Judge OK’s BofA’s Plan |to Disclose Legal Advice

(CN) - A federal judge in Manhattan approved Bank of America's plan to show the SEC the legal advice it received before buying Merrill Lynch last year. The order stems from the SEC's claim that the bank approved billions of dollars in bonuses to Merrill Lynch executives while accepting a $45 billion taxpayer bailout.

The SEC and the bank had proposed a $33 million settlement, which was seen as an unusually light punishment for the $3.6 billion bonus fiasco. The SEC explained its willingness to settle for so little by claiming that most of the evidence it needed to prove its case was protected by the bank's attorney-client privilege.

After U.S. District Judge Jed S. Rakoff rejected the settlement as "worth than pointless," the bank agreed to waive this privilege for some of the documents.
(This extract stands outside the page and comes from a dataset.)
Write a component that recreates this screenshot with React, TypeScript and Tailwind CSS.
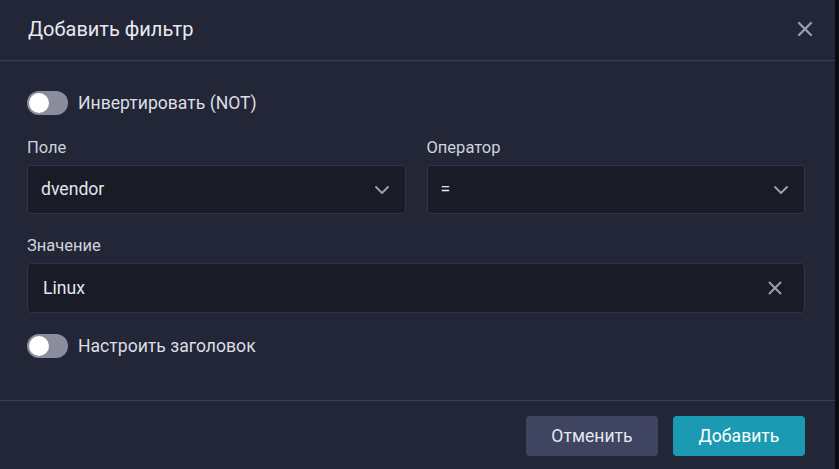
import React, { useState } from 'react';
import { ChevronDown, X } from 'lucide-react';

const Toggle: React.FC<{ on: boolean; onChange: () => void; label: string }> = ({ on, onChange, label }) => (
  <button onClick={onChange} className="flex items-center gap-[10px] h-6 text-left">
    <span className={`relative w-[41px] h-6 rounded-full ${on ? 'bg-[#1b9ab3]' : 'bg-[#8a8d9e]'}`}>
      <span className={`absolute top-[2px] w-5 h-5 rounded-full bg-white ${on ? 'left-[19px]' : 'left-[2px]'}`}></span>
    </span>
    <span className="text-[17.6px] text-[#dcdee6]">{label}</span>
  </button>
);

const Select: React.FC<{ value: string }> = ({ value }) => (
  <div className="h-[49px] flex items-center justify-between rounded-[4px] border border-[#30344a] bg-[#191b26] pl-[13px] pr-[11px]">
    <span className="text-[17.6px] text-[#e4e6ec]">{value}</span>
    <ChevronDown size={24} strokeWidth={2} className="text-[#9a9db0]" />
  </div>
);

const Label: React.FC<{ children: React.ReactNode }> = ({ children }) => (
  <div className="text-[16.5px] text-[#d0d3dc] leading-5 mb-[7px]">{children}</div>
);

export default function App() {
  const [invert, setInvert] = useState(false);
  const [customTitle, setCustomTitle] = useState(false);
  const [value, setValue] = useState('Linux');

  return (
    <div className="w-[839px] h-[469px] bg-[#0b0c10] flex" style={{ fontFamily: 'Roboto, "Noto Sans", sans-serif' }}>
      <div className="w-[835px] h-full bg-[#232636] flex flex-col">
        <div className="h-[61px] flex items-center justify-between pl-[28px] pr-[18px] border-b border-[#3a3e58] shrink-0">
          <h2 className="text-[20px] text-[#e8eaf0] -mt-[3px]">Добавить фильтр</h2>
          <X size={24} strokeWidth={2.3} className="text-[#9a9db0] -mt-[3px]" />
        </div>

        <div className="flex-1 pl-[27px] pr-[30px] pt-[30px]">
          <Toggle on={invert} onChange={() => setInvert(!invert)} label="Инвертировать (NOT)" />

          <div className="grid grid-cols-2 gap-[21px] mt-[23px]">
            <div>
              <Label>Поле</Label>
              <Select value="dvendor" />
            </div>
            <div>
              <Label>Оператор</Label>
              <Select value="=" />
            </div>
          </div>

          <div className="mt-[22px]">
            <Label>Значение</Label>
            <div className="h-[50px] flex items-center rounded-[4px] border border-[#30344a] bg-[#191b26] pl-[15px] pr-[18px]">
              <input
                value={value}
                onChange={(e) => setValue(e.target.value)}
                className="flex-1 bg-transparent outline-none text-[17.6px] text-[#e4e6ec]"
              />
              <X size={22} strokeWidth={2.2} className="text-[#9a9db0]" onClick={() => setValue('')} />
            </div>
          </div>

          <div className="mt-[21px]">
            <Toggle on={customTitle} onChange={() => setCustomTitle(!customTitle)} label="Настроить заголовок" />
          </div>
        </div>

        <div className="h-[69px] border-t border-[#3a3e58] flex items-start justify-end gap-[15px] pt-[15px] pr-[30px] shrink-0">
          <button className="w-[132px] h-10 rounded-[4px] bg-[#3f4460] text-[17.6px] text-[#e6e8ee]">Отменить</button>
          <button className="w-[132px] h-10 rounded-[4px] bg-[#1b9ab3] text-[17.6px] text-white">Добавить</button>
        </div>
      </div>
    </div>
  );
}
Rakoff noted that the proposed protective order "is draped in legalese -- with the complete first sentence extending over two-and-a-quarter single-spaced pages and featuring no fewer than nine recitations of the word 'Whereas.'"

But Rakoff ultimately said the agreement "comported with" the federal rules of evidence.

"The Court wishes to make clear, however, that it interprets the proposed Protective Order as simply protecting Bank of America against any claim that the stipulated waiver ... implicitly effectuates a broader waiver; but the Protective Order in no way precludes any party in this or any other case from challenging on any other ground Bank of America's assertion of attorney-client privilege or work-product protection regarding any information," Rakoff wrote.

"With this understanding, the Court hereby approves the proposed Protective Order."

On Tuesday, the SEC said the order would help it investigate the controversial bonuses.